Given problem -> Below is a listing to write out in full, exactly as given, without its pictures.

-- Start of Data shown --

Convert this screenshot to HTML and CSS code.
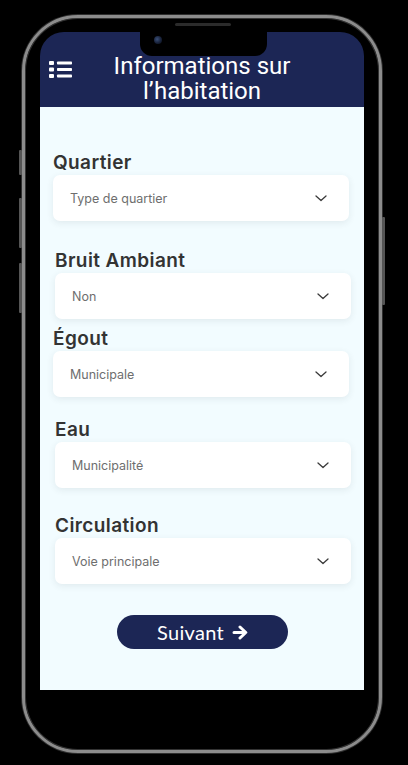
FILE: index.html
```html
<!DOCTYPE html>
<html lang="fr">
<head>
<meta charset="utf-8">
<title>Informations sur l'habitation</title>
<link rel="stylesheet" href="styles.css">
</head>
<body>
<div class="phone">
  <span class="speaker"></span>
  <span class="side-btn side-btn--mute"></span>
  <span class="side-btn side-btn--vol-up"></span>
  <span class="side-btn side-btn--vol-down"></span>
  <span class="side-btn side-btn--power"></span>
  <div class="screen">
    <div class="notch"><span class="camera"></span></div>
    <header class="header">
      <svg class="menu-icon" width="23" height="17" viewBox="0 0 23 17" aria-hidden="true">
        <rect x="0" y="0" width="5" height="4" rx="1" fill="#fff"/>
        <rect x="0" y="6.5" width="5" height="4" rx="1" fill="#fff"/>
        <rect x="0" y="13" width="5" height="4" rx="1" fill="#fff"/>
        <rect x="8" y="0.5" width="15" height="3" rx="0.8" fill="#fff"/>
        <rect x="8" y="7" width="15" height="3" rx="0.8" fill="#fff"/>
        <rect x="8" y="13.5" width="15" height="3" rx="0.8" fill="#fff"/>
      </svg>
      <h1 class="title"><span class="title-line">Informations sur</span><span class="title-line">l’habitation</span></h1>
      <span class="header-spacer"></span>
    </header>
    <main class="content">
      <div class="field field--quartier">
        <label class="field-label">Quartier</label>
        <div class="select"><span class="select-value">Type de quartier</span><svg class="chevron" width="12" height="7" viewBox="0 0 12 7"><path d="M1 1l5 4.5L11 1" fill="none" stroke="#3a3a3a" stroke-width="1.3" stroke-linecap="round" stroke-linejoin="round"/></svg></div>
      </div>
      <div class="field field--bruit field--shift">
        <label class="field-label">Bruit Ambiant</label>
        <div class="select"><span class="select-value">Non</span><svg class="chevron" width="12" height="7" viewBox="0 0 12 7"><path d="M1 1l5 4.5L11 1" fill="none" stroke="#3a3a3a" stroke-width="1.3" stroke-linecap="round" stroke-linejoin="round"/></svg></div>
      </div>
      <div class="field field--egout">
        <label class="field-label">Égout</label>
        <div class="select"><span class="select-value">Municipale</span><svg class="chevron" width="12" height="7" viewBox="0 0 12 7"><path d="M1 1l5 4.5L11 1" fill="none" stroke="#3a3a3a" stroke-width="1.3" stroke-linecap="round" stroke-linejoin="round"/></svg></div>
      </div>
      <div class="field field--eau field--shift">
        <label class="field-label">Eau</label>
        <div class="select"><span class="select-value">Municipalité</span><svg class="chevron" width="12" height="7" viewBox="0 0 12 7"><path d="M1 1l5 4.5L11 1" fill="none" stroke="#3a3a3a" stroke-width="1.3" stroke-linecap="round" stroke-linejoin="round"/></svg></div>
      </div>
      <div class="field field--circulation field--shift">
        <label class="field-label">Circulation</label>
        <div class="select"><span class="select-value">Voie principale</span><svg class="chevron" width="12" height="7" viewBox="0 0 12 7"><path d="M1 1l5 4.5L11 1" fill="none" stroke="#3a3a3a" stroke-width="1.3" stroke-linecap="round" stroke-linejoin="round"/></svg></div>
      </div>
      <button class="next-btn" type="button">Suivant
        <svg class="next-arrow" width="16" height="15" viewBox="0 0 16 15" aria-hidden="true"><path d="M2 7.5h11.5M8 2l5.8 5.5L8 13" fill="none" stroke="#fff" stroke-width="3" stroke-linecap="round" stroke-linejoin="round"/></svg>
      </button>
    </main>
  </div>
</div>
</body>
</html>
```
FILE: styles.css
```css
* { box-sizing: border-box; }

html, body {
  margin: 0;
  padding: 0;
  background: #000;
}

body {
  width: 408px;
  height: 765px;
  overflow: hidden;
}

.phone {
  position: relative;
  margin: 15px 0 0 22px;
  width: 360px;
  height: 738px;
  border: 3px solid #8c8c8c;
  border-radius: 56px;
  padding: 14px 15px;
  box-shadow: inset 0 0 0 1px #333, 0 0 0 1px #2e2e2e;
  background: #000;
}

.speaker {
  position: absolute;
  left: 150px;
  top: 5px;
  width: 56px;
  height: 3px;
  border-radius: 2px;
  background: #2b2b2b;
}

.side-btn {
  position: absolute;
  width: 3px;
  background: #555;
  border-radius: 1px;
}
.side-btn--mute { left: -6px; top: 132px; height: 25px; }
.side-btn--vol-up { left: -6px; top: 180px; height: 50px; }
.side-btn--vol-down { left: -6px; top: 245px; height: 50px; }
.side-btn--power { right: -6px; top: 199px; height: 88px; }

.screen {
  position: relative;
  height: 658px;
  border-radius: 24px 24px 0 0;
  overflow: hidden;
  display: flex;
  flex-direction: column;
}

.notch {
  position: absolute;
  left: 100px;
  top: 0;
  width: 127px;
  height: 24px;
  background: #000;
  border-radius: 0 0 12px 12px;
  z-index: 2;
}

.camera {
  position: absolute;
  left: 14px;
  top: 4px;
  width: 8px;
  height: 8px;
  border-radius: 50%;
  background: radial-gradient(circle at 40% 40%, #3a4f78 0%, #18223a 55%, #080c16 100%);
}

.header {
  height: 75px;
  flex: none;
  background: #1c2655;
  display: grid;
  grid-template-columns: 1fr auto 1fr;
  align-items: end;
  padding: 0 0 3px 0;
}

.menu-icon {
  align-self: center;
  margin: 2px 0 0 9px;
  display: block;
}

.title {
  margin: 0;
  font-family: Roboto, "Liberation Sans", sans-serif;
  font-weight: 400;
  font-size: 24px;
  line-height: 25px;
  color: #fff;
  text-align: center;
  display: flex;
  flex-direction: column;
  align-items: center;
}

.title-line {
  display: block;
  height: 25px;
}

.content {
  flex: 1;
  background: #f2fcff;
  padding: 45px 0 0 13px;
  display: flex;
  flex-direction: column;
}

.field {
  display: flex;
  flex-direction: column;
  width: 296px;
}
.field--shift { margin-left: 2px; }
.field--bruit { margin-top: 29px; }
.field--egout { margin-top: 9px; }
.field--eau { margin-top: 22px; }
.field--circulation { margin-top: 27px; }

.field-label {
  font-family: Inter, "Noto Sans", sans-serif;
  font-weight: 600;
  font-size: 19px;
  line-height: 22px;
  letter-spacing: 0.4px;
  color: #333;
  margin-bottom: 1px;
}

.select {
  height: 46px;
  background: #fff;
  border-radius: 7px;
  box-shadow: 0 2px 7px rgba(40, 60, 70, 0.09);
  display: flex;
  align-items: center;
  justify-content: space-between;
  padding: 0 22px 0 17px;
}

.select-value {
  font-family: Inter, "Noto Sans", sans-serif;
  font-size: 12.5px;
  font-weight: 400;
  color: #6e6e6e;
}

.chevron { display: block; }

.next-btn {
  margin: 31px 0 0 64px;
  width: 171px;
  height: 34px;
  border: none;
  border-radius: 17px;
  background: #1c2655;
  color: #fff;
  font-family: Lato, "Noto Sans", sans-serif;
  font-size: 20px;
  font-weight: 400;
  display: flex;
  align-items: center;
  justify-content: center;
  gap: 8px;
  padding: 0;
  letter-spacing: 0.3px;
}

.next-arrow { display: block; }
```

-- End of Data shown --

Solution to the exercise ->
Convert this screenshot to HTML and CSS code.
FILE: index.html
```html
<!DOCTYPE html>
<html lang="fr">
<head>
<meta charset="utf-8">
<title>Informations sur l'habitation</title>
<link rel="stylesheet" href="styles.css">
</head>
<body>
<div class="phone">
  <span class="speaker"></span>
  <span class="side-btn side-btn--mute"></span>
  <span class="side-btn side-btn--vol-up"></span>
  <span class="side-btn side-btn--vol-down"></span>
  <span class="side-btn side-btn--power"></span>
  <div class="screen">
    <div class="notch"><span class="camera"></span></div>
    <header class="header">
      <svg class="menu-icon" width="23" height="17" viewBox="0 0 23 17" aria-hidden="true">
        <rect x="0" y="0" width="5" height="4" rx="1" fill="#fff"/>
        <rect x="0" y="6.5" width="5" height="4" rx="1" fill="#fff"/>
        <rect x="0" y="13" width="5" height="4" rx="1" fill="#fff"/>
        <rect x="8" y="0.5" width="15" height="3" rx="0.8" fill="#fff"/>
        <rect x="8" y="7" width="15" height="3" rx="0.8" fill="#fff"/>
        <rect x="8" y="13.5" width="15" height="3" rx="0.8" fill="#fff"/>
      </svg>
      <h1 class="title"><span class="title-line">Informations sur</span><span class="title-line">l’habitation</span></h1>
      <span class="header-spacer"></span>
    </header>
    <main class="content">
      <div class="field field--quartier">
        <label class="field-label">Quartier</label>
        <div class="select"><span class="select-value">Type de quartier</span><svg class="chevron" width="12" height="7" viewBox="0 0 12 7"><path d="M1 1l5 4.5L11 1" fill="none" stroke="#3a3a3a" stroke-width="1.3" stroke-linecap="round" stroke-linejoin="round"/></svg></div>
      </div>
      <div class="field field--bruit field--shift">
        <label class="field-label">Bruit Ambiant</label>
        <div class="select"><span class="select-value">Non</span><svg class="chevron" width="12" height="7" viewBox="0 0 12 7"><path d="M1 1l5 4.5L11 1" fill="none" stroke="#3a3a3a" stroke-width="1.3" stroke-linecap="round" stroke-linejoin="round"/></svg></div>
      </div>
      <div class="field field--egout">
        <label class="field-label">Égout</label>
        <div class="select"><span class="select-value">Municipale</span><svg class="chevron" width="12" height="7" viewBox="0 0 12 7"><path d="M1 1l5 4.5L11 1" fill="none" stroke="#3a3a3a" stroke-width="1.3" stroke-linecap="round" stroke-linejoin="round"/></svg></div>
      </div>
      <div class="field field--eau field--shift">
        <label class="field-label">Eau</label>
        <div class="select"><span class="select-value">Municipalité</span><svg class="chevron" width="12" height="7" viewBox="0 0 12 7"><path d="M1 1l5 4.5L11 1" fill="none" stroke="#3a3a3a" stroke-width="1.3" stroke-linecap="round" stroke-linejoin="round"/></svg></div>
      </div>
      <div class="field field--circulation field--shift">
        <label class="field-label">Circulation</label>
        <div class="select"><span class="select-value">Voie principale</span><svg class="chevron" width="12" height="7" viewBox="0 0 12 7"><path d="M1 1l5 4.5L11 1" fill="none" stroke="#3a3a3a" stroke-width="1.3" stroke-linecap="round" stroke-linejoin="round"/></svg></div>
      </div>
      <button class="next-btn" type="button">Suivant
        <svg class="next-arrow" width="16" height="15" viewBox="0 0 16 15" aria-hidden="true"><path d="M2 7.5h11.5M8 2l5.8 5.5L8 13" fill="none" stroke="#fff" stroke-width="3" stroke-linecap="round" stroke-linejoin="round"/></svg>
      </button>
    </main>
  </div>
</div>
</body>
</html>
```
FILE: styles.css
```css
* { box-sizing: border-box; }

html, body {
  margin: 0;
  padding: 0;
  background: #000;
}

body {
  width: 408px;
  height: 765px;
  overflow: hidden;
}

.phone {
  position: relative;
  margin: 15px 0 0 22px;
  width: 360px;
  height: 738px;
  border: 3px solid #8c8c8c;
  border-radius: 56px;
  padding: 14px 15px;
  box-shadow: inset 0 0 0 1px #333, 0 0 0 1px #2e2e2e;
  background: #000;
}

.speaker {
  position: absolute;
  left: 150px;
  top: 5px;
  width: 56px;
  height: 3px;
  border-radius: 2px;
  background: #2b2b2b;
}

.side-btn {
  position: absolute;
  width: 3px;
  background: #555;
  border-radius: 1px;
}
.side-btn--mute { left: -6px; top: 132px; height: 25px; }
.side-btn--vol-up { left: -6px; top: 180px; height: 50px; }
.side-btn--vol-down { left: -6px; top: 245px; height: 50px; }
.side-btn--power { right: -6px; top: 199px; height: 88px; }

.screen {
  position: relative;
  height: 658px;
  border-radius: 24px 24px 0 0;
  overflow: hidden;
  display: flex;
  flex-direction: column;
}

.notch {
  position: absolute;
  left: 100px;
  top: 0;
  width: 127px;
  height: 24px;
  background: #000;
  border-radius: 0 0 12px 12px;
  z-index: 2;
}

.camera {
  position: absolute;
  left: 14px;
  top: 4px;
  width: 8px;
  height: 8px;
  border-radius: 50%;
  background: radial-gradient(circle at 40% 40%, #3a4f78 0%, #18223a 55%, #080c16 100%);
}

.header {
  height: 75px;
  flex: none;
  background: #1c2655;
  display: grid;
  grid-template-columns: 1fr auto 1fr;
  align-items: end;
  padding: 0 0 3px 0;
}

.menu-icon {
  align-self: center;
  margin: 2px 0 0 9px;
  display: block;
}

.title {
  margin: 0;
  font-family: Roboto, "Liberation Sans", sans-serif;
  font-weight: 400;
  font-size: 24px;
  line-height: 25px;
  color: #fff;
  text-align: center;
  display: flex;
  flex-direction: column;
  align-items: center;
}

.title-line {
  display: block;
  height: 25px;
}

.content {
  flex: 1;
  background: #f2fcff;
  padding: 45px 0 0 13px;
  display: flex;
  flex-direction: column;
}

.field {
  display: flex;
  flex-direction: column;
  width: 296px;
}
.field--shift { margin-left: 2px; }
.field--bruit { margin-top: 29px; }
.field--egout { margin-top: 9px; }
.field--eau { margin-top: 22px; }
.field--circulation { margin-top: 27px; }

.field-label {
  font-family: Inter, "Noto Sans", sans-serif;
  font-weight: 600;
  font-size: 19px;
  line-height: 22px;
  letter-spacing: 0.4px;
  color: #333;
  margin-bottom: 1px;
}

.select {
  height: 46px;
  background: #fff;
  border-radius: 7px;
  box-shadow: 0 2px 7px rgba(40, 60, 70, 0.09);
  display: flex;
  align-items: center;
  justify-content: space-between;
  padding: 0 22px 0 17px;
}

.select-value {
  font-family: Inter, "Noto Sans", sans-serif;
  font-size: 12.5px;
  font-weight: 400;
  color: #6e6e6e;
}

.chevron { display: block; }

.next-btn {
  margin: 31px 0 0 64px;
  width: 171px;
  height: 34px;
  border: none;
  border-radius: 17px;
  background: #1c2655;
  color: #fff;
  font-family: Lato, "Noto Sans", sans-serif;
  font-size: 20px;
  font-weight: 400;
  display: flex;
  align-items: center;
  justify-content: center;
  gap: 8px;
  padding: 0;
  letter-spacing: 0.3px;
}

.next-arrow { display: block; }
```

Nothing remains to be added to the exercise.